### WORK REQUIRED
Output every record word for word.

### RECORDS SHOWN
— start —

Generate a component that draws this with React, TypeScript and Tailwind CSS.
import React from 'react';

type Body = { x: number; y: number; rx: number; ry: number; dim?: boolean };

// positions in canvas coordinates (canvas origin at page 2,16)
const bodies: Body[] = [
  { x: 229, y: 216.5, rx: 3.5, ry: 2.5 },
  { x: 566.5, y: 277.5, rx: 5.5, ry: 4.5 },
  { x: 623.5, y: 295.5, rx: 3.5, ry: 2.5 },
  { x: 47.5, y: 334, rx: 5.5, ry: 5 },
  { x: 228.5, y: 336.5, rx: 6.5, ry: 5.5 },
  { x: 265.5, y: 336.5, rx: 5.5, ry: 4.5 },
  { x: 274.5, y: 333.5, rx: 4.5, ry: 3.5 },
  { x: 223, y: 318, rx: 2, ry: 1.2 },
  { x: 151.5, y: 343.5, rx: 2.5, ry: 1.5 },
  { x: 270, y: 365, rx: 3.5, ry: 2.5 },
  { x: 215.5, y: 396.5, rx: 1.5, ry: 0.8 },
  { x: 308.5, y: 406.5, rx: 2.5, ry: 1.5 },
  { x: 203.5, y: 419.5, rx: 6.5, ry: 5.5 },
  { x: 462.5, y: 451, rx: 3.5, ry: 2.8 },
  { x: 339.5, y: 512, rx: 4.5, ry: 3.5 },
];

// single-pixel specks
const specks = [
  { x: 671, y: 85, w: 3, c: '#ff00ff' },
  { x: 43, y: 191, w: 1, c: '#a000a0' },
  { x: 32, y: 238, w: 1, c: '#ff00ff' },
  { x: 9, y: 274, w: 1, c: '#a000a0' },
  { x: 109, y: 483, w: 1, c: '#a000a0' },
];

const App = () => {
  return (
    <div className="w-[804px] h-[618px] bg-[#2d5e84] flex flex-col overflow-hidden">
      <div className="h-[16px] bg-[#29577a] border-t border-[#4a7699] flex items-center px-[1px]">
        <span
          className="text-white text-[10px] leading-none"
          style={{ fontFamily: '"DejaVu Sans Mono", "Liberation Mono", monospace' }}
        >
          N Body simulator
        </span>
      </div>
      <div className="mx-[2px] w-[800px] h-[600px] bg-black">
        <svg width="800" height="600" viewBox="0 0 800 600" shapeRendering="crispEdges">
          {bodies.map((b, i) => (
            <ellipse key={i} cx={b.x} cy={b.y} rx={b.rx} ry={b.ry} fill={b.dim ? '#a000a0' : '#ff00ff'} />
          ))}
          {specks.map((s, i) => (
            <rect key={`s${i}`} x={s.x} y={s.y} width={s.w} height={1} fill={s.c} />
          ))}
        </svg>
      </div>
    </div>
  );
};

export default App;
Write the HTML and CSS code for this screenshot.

— end —

### COMPLETE OUTPUT
Generate a component that draws this with React, TypeScript and Tailwind CSS.
import React from 'react';

type Body = { x: number; y: number; rx: number; ry: number; dim?: boolean };

// positions in canvas coordinates (canvas origin at page 2,16)
const bodies: Body[] = [
  { x: 229, y: 216.5, rx: 3.5, ry: 2.5 },
  { x: 566.5, y: 277.5, rx: 5.5, ry: 4.5 },
  { x: 623.5, y: 295.5, rx: 3.5, ry: 2.5 },
  { x: 47.5, y: 334, rx: 5.5, ry: 5 },
  { x: 228.5, y: 336.5, rx: 6.5, ry: 5.5 },
  { x: 265.5, y: 336.5, rx: 5.5, ry: 4.5 },
  { x: 274.5, y: 333.5, rx: 4.5, ry: 3.5 },
  { x: 223, y: 318, rx: 2, ry: 1.2 },
  { x: 151.5, y: 343.5, rx: 2.5, ry: 1.5 },
  { x: 270, y: 365, rx: 3.5, ry: 2.5 },
  { x: 215.5, y: 396.5, rx: 1.5, ry: 0.8 },
  { x: 308.5, y: 406.5, rx: 2.5, ry: 1.5 },
  { x: 203.5, y: 419.5, rx: 6.5, ry: 5.5 },
  { x: 462.5, y: 451, rx: 3.5, ry: 2.8 },
  { x: 339.5, y: 512, rx: 4.5, ry: 3.5 },
];

// single-pixel specks
const specks = [
  { x: 671, y: 85, w: 3, c: '#ff00ff' },
  { x: 43, y: 191, w: 1, c: '#a000a0' },
  { x: 32, y: 238, w: 1, c: '#ff00ff' },
  { x: 9, y: 274, w: 1, c: '#a000a0' },
  { x: 109, y: 483, w: 1, c: '#a000a0' },
];

const App = () => {
  return (
    <div className="w-[804px] h-[618px] bg-[#2d5e84] flex flex-col overflow-hidden">
      <div className="h-[16px] bg-[#29577a] border-t border-[#4a7699] flex items-center px-[1px]">
        <span
          className="text-white text-[10px] leading-none"
          style={{ fontFamily: '"DejaVu Sans Mono", "Liberation Mono", monospace' }}
        >
          N Body simulator
        </span>
      </div>
      <div className="mx-[2px] w-[800px] h-[600px] bg-black">
        <svg width="800" height="600" viewBox="0 0 800 600" shapeRendering="crispEdges">
          {bodies.map((b, i) => (
            <ellipse key={i} cx={b.x} cy={b.y} rx={b.rx} ry={b.ry} fill={b.dim ? '#a000a0' : '#ff00ff'} />
          ))}
          {specks.map((s, i) => (
            <rect key={`s${i}`} x={s.x} y={s.y} width={s.w} height={1} fill={s.c} />
          ))}
        </svg>
      </div>
    </div>
  );
};

export default App;
Write the HTML and CSS code for this screenshot.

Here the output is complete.